The section on the ancient near east begins with an introduction by Sophie Démare-Lafont, on the fate of documents in antiquity and more recently, and on the importance of knowing the context of documents. Klaus R. Veenhof analyses the archives of trading families from Kanesh in Anatolia, an outpost of Assur. Antoine Jacquet studies the comparable family archives from the Old Babylonian period. Susanne Paulus surveys the Middle Babylonian archives, mostly from Nippur, and notes that documents for the sale of real estate are rare because land was commonly granted by the king and recorded in different ways.
For classical Greece Christophe Pébarthe argues that there is no link between writing and a particular kind of régime, and shows how Athens' subsidiary units, particularly the demes, with their records supported the functioning of the city as a whole. Shimon Epstein compares Athenian building accounts for three periods in the fifth and fourth centuries, asking why the differing details in them were included and what information will have been available. Edward Harris emphasises the importance of the plaint, the formal document on which each Athenian court case had to be based, and stresses that these and the verdicts will have been retained afterwards. Michele Faraguna in summing up emphasises the religious aspect of the building records, and the dispersal of Athens' records in different offices.
The next section combines the Persian tradition and the hellenistic world. Ingo Kottsieper insists that only documents known to have been kept together can be considered as an archive, and studies particular archives from Egypt and from near Jericho, all kept for their usefulness in a particular context. Laura Boffo studies the various ways in which the kings affected the procedures and the documentation of the hellenistic cities. Lucia Criscuolo suggests that in Ptolemaic Egypt many rough documents considered to be drafts are more likely to have been office copies made after the original document had been finalised.
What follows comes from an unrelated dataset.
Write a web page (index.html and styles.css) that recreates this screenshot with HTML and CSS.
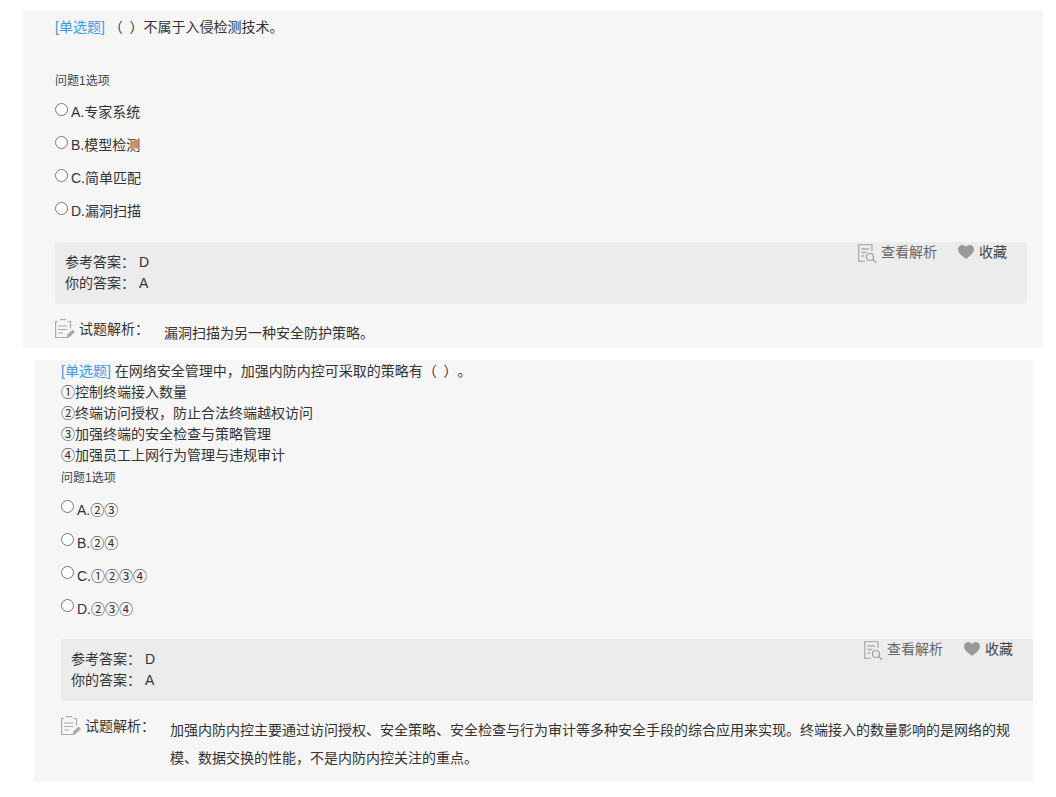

Mark Depauw ends the section with reflections on archives and public and private life.
The last section deals with the Roman Empire. Eva Jakab introduces it with remarks on anxieties about forged documents and on increasing state control in various areas of life. Kaja Harter-Uibopuu discusses two fragmentary decrees of Cos and uses manumission documents from Delphi and grave regulations from Asia Minor to illustrate the involvement of official bodies in private affairs, and to argue that the officials in charge of archives not only preserved documents but helped in their drafting. For Egypt Thomas Kruse studies the documentation involved in registering inhabitants as members of the privileged classes. Rudolf Haensch argues for an optimistic view of the extent of officials' archives in the Later Empire.
Uri Yiftach-Firanko provides the book with a Conclusion. Many archives can only be inferred from texts which refer to them or depend on them; archives could be destroyed either by being broken up in antiquity or by being neglected by excavators. Between official and private archives we should recognise a third category, of "communal" archives, kept for a community by one of its leading members. In the Greek and Roman periods we can trace increasing supervision by the state of private legal activity.
In this book specialists have written chapters on their own regions and periods, and no reader will be expert in all of these. Some authors have directly addressed broader questions, while others have concentrated on particular bodies of material but with broader implications. It is valuable to people engaged in any regions or periods to be made aware of the archival materials which were assembled in those other than their own, and of the problems and opportunities to which they give rise. This book is to be welcomed.